220 Listen to a conversation Chris had with Ben Wood in the DR Bar here: The DR Bar (DR for ‘Design/Research’) in the Xintiandi section of old Shanghai was the third stop that Prof. Eugene Wang said I must make in his favorite city in the world. It’s the trendy martini bar a stone’s throw from the historic first meeting-place of the Chinese Communist Party. All around it, Xintiandi is a growing neighborhood of global boutiques and a sign of China’s capitalist makeover marching on.

A wax recreation of the First Congress of the Communist Party.
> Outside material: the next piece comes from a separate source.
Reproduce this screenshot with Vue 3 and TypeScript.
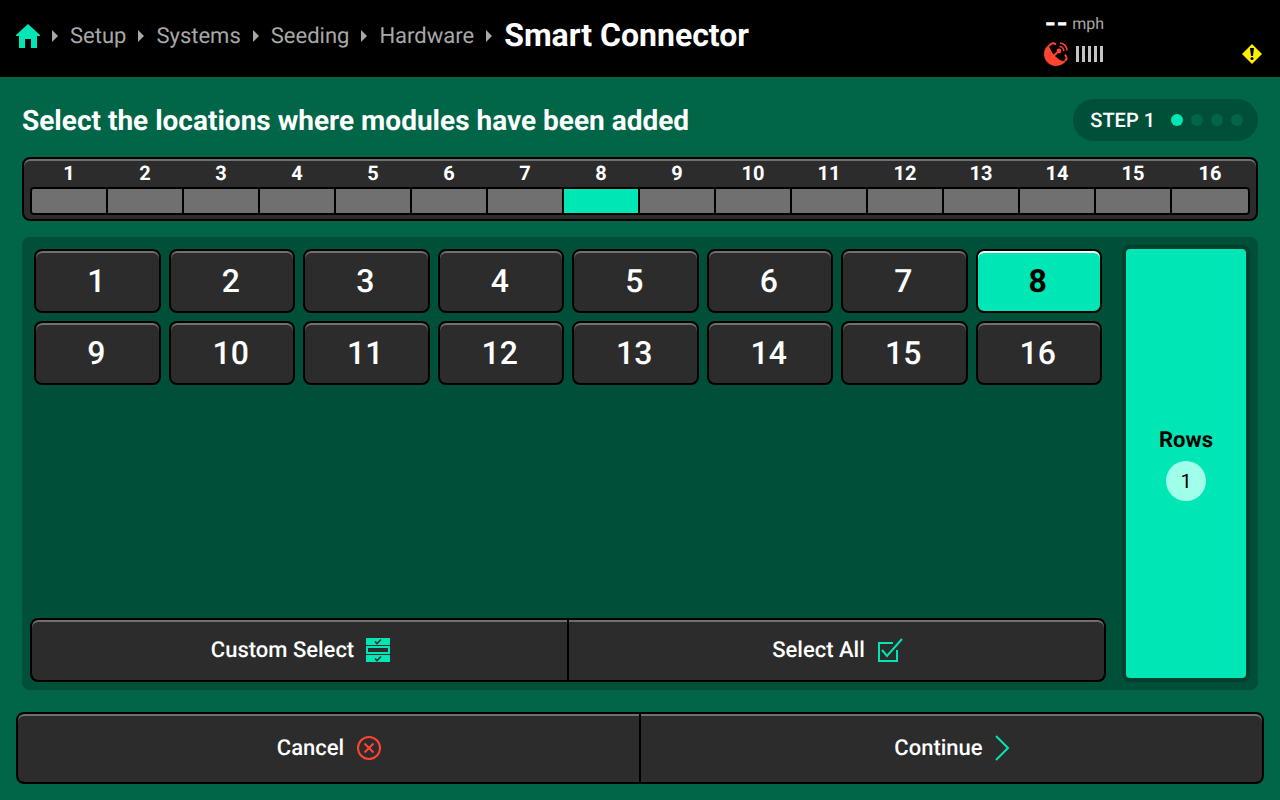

It was Benjamin Wood, a very New England sort of American, who designed both the bar and the shopping district that surrounds it. He was a protégé of the late Ben Thompson, the man who famously rescued the Faneuil Hall marketplace in Boston. Thompson designed and built many buildings around Boston, including the five-story, concrete-and-glass Design/Research Building on Brattle Street in Harvard Square, where locals encountered Marimekko fabrics, midcentury-modern furniture, and everything else in the windows beginning in 1969. Ben Wood told me that his China project is a kind of tribute to his mentor, who didn’t live to see it. He repurposed two blocks of the city’s old shikumen courtyard houses, slated for destruction, into an airy, luxury shopping district that sees 82,000 visitors a day.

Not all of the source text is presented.